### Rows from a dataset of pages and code

● ● ●

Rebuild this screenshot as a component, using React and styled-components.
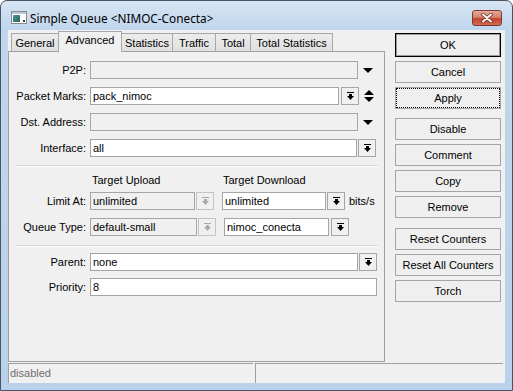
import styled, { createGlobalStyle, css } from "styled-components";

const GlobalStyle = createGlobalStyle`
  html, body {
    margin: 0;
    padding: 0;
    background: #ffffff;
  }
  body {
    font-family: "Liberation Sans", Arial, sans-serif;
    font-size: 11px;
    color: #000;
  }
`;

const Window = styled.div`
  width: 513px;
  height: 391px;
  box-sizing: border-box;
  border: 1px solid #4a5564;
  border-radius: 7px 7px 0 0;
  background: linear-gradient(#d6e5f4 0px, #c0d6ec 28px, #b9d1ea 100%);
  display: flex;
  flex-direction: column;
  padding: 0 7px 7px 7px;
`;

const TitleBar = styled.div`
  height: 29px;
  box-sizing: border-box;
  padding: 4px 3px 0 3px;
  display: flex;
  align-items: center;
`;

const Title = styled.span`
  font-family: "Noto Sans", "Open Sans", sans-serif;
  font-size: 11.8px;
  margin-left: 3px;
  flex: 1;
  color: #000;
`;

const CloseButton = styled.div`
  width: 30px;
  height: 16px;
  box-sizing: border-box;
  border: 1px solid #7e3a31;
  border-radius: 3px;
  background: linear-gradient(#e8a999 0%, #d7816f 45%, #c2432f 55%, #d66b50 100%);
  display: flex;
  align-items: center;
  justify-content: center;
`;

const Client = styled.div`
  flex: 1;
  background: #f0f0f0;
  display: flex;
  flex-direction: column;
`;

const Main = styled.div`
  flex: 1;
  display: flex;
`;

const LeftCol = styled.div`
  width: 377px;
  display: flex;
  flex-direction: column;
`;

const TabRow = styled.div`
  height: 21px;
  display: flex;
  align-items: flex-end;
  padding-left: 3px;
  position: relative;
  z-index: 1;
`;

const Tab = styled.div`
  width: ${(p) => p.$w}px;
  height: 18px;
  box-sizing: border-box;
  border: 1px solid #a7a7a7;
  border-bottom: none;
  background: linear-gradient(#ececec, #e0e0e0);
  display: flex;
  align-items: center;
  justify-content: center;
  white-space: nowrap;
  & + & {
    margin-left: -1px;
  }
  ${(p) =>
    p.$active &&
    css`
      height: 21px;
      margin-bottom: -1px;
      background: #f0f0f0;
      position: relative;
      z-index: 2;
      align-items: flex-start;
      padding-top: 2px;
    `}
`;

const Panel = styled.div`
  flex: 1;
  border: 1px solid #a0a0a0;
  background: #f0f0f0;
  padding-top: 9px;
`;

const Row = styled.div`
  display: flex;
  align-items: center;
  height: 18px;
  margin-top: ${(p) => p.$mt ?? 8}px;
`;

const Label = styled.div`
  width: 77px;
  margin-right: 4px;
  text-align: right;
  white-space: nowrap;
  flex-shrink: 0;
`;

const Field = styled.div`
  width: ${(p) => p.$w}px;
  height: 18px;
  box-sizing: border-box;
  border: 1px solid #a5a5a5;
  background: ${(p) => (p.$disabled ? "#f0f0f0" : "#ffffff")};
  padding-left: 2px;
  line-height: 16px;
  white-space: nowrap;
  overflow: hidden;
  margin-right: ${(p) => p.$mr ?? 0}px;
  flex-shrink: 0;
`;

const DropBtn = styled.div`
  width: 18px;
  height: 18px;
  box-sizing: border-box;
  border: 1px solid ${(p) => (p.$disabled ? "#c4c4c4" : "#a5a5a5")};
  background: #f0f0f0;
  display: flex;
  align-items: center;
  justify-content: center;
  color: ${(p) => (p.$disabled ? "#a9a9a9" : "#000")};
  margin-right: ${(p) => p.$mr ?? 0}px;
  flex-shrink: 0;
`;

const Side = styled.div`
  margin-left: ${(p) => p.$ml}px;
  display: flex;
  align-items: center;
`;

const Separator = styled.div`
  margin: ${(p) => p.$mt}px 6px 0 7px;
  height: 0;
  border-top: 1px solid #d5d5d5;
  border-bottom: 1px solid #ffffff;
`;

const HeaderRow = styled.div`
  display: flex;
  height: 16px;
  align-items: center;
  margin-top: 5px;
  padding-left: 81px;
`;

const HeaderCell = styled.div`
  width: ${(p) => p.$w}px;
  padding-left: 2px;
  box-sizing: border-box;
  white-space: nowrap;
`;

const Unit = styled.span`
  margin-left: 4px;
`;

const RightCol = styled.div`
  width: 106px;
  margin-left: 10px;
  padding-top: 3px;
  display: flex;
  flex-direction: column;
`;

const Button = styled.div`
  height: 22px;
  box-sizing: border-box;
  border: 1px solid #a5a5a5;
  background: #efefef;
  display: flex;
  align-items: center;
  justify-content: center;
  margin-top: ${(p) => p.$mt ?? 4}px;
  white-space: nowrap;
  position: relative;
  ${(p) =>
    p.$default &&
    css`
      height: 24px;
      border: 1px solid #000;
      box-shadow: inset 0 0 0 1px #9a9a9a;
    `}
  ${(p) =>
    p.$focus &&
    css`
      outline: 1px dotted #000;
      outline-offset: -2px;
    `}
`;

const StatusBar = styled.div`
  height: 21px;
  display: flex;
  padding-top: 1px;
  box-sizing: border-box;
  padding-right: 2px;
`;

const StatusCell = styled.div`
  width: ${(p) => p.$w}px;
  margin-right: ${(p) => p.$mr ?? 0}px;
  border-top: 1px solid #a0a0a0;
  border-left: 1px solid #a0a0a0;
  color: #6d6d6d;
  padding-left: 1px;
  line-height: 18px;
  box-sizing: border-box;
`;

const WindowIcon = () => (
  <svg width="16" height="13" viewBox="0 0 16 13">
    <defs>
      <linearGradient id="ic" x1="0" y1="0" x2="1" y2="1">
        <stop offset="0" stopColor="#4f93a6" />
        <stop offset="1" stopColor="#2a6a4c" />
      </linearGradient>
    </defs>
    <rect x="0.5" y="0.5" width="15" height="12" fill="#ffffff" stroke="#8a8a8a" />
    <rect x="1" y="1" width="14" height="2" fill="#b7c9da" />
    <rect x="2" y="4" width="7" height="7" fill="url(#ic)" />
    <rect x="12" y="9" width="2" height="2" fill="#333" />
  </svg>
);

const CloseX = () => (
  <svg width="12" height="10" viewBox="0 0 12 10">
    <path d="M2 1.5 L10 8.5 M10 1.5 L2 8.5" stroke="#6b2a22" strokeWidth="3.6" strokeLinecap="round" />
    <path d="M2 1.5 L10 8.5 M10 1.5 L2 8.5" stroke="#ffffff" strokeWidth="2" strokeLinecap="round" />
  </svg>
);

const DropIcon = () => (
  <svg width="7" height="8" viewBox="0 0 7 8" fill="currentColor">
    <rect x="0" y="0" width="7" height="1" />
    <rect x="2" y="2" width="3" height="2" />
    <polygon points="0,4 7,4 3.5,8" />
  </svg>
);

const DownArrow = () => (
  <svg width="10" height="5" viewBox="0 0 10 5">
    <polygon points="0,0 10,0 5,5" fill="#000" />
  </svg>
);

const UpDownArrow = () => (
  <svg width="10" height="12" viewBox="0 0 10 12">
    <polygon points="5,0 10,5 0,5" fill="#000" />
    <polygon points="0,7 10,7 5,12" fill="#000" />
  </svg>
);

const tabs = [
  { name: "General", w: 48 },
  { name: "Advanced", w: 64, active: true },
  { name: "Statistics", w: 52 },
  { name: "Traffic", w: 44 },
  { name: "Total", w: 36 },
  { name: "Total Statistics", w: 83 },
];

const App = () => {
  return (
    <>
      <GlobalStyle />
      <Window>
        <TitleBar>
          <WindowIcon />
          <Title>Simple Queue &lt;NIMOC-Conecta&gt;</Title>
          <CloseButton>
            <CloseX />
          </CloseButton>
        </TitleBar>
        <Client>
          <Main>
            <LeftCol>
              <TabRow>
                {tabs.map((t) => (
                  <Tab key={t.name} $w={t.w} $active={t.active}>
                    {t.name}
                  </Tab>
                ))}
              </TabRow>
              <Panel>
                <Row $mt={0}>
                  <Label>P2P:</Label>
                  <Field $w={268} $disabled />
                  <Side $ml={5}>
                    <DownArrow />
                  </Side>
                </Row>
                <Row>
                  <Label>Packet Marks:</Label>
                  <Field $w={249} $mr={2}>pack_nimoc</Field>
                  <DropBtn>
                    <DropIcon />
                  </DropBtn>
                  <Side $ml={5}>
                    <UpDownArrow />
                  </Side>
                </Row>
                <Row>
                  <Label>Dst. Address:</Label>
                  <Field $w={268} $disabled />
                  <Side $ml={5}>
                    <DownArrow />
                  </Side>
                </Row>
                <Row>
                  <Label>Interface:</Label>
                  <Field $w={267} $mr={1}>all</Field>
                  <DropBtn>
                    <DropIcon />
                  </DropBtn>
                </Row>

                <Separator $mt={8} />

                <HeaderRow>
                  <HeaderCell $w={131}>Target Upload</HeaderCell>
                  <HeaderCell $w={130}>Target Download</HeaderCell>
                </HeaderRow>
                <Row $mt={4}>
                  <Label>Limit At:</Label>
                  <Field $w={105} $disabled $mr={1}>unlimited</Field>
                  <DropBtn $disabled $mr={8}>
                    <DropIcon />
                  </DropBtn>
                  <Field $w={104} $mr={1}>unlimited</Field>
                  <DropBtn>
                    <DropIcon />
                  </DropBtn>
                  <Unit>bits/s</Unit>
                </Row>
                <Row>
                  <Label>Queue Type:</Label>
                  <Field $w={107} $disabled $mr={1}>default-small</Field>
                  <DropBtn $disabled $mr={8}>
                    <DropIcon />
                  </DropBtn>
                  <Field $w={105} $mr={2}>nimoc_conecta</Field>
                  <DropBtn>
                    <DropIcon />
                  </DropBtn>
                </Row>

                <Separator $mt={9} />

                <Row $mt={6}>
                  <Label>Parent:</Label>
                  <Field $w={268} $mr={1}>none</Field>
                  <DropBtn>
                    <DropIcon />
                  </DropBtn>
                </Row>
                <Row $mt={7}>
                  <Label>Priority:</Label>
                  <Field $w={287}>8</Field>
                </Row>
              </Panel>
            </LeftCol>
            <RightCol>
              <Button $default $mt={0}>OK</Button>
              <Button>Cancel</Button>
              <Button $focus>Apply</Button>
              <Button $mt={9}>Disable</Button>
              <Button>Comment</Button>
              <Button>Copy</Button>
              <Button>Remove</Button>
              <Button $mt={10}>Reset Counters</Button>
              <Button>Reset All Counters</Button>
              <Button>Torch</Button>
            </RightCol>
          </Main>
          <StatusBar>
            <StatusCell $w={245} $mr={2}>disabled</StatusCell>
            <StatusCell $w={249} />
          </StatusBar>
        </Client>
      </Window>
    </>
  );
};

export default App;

● ● ●

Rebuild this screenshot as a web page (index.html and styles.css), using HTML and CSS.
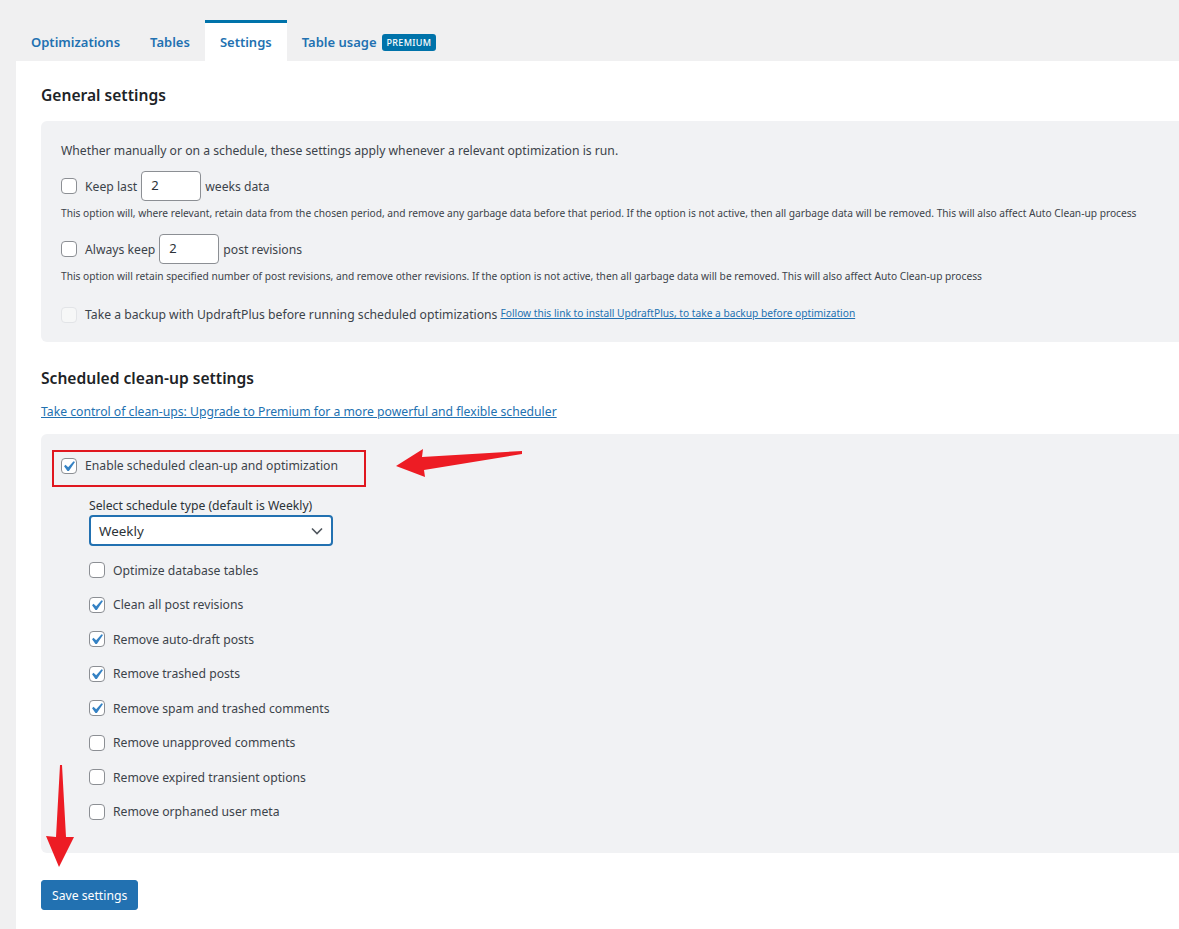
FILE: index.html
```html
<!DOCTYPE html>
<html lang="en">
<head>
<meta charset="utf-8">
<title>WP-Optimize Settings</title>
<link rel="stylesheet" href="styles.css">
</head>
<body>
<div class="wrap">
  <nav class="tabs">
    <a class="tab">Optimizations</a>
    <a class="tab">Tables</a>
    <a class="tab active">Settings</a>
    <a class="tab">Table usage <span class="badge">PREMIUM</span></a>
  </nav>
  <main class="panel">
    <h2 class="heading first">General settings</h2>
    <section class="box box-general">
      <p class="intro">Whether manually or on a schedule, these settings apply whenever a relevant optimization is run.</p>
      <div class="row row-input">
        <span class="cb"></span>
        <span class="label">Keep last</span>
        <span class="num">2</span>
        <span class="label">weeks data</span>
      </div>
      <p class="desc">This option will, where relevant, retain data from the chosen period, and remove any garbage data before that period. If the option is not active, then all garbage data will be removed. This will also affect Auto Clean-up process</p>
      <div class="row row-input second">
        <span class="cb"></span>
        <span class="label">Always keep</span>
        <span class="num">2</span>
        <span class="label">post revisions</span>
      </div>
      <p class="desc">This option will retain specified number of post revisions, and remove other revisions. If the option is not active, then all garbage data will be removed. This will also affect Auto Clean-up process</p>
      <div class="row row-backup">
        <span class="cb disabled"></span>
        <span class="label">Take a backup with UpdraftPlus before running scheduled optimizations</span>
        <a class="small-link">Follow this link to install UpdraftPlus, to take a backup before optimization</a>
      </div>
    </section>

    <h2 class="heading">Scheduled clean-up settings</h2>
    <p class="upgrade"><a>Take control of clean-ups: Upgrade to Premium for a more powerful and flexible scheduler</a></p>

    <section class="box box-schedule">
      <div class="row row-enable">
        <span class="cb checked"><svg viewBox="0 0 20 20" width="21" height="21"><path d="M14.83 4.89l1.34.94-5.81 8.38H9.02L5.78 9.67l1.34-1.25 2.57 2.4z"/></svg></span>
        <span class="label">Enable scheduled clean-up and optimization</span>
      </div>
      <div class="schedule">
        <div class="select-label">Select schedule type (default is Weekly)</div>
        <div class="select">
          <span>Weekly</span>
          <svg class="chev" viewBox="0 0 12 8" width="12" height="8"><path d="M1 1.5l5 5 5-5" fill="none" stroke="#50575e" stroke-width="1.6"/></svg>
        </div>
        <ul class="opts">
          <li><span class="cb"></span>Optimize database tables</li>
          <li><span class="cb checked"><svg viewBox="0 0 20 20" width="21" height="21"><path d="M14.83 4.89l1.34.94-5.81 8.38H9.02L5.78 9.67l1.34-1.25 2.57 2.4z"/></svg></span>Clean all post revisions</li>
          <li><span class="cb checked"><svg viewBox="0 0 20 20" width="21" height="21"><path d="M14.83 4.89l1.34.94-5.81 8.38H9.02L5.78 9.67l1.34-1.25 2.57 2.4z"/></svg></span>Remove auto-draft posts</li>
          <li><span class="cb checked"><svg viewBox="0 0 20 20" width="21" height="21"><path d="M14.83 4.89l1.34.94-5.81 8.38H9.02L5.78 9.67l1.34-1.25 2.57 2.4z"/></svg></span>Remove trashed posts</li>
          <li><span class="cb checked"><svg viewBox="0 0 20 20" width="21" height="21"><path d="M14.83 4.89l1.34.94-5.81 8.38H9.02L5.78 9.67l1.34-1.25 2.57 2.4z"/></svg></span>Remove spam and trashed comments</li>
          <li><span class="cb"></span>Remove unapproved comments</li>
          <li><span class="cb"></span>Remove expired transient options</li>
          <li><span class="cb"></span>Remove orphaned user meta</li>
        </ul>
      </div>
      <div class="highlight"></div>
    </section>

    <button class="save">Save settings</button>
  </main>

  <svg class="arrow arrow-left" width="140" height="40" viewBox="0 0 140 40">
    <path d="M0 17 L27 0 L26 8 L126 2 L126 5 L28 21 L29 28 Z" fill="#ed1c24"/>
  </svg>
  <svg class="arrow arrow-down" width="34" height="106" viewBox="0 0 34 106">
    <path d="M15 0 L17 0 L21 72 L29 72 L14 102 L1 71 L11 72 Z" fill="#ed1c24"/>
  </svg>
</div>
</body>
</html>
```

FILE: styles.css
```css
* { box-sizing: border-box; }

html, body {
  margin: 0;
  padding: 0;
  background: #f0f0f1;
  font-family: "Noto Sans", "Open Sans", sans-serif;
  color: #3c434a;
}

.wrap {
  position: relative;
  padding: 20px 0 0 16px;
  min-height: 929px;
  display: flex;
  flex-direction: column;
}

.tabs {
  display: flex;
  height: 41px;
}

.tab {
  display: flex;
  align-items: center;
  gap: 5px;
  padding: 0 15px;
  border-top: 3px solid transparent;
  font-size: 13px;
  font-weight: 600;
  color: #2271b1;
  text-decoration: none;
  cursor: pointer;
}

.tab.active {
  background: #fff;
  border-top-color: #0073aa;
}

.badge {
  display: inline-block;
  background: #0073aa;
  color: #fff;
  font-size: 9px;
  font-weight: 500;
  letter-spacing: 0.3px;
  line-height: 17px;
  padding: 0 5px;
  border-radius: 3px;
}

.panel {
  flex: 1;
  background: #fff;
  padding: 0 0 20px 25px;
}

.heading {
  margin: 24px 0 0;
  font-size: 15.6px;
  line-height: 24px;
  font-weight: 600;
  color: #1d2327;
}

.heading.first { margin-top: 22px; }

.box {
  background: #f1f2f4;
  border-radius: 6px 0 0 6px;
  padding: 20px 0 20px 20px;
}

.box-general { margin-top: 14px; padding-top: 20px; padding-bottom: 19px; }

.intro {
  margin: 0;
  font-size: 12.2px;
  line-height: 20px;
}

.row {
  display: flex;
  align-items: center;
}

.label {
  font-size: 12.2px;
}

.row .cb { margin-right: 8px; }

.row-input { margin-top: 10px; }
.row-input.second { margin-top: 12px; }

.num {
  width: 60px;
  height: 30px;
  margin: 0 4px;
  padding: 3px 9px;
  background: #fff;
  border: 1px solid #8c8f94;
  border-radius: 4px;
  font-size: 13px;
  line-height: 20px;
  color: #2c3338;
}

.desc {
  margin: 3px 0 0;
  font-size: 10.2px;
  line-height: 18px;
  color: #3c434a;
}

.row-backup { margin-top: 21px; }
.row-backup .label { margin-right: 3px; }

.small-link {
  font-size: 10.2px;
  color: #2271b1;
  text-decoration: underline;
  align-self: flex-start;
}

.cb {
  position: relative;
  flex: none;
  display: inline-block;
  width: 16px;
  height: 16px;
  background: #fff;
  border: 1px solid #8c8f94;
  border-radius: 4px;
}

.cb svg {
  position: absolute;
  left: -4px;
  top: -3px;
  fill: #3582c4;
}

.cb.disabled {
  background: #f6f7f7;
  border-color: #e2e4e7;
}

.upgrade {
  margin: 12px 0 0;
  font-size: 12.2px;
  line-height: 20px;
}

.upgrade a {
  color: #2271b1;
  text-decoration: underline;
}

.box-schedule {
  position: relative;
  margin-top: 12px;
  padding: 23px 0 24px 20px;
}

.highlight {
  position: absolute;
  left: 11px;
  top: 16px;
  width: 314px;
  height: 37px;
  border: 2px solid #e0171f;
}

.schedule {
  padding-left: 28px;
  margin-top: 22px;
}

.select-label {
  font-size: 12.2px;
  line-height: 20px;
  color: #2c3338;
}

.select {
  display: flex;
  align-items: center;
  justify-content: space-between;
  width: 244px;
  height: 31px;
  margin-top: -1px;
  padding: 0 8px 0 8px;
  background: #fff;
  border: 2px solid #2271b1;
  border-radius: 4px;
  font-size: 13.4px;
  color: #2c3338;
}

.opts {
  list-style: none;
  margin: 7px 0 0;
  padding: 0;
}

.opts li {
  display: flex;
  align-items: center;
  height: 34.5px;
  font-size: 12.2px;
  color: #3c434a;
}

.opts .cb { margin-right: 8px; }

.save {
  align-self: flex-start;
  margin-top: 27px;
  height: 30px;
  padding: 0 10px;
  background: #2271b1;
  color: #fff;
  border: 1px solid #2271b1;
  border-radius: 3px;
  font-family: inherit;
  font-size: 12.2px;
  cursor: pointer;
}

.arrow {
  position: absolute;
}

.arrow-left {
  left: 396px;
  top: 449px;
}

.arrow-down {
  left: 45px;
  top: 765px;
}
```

● ● ●

### Exercise brief
Scan the material above for the string "screenshot" and report each line where you find it.

### The solution
Rebuild this screenshot as a component, using React and styled-components.
Rebuild this screenshot as a web page (index.html and styles.css), using HTML and CSS.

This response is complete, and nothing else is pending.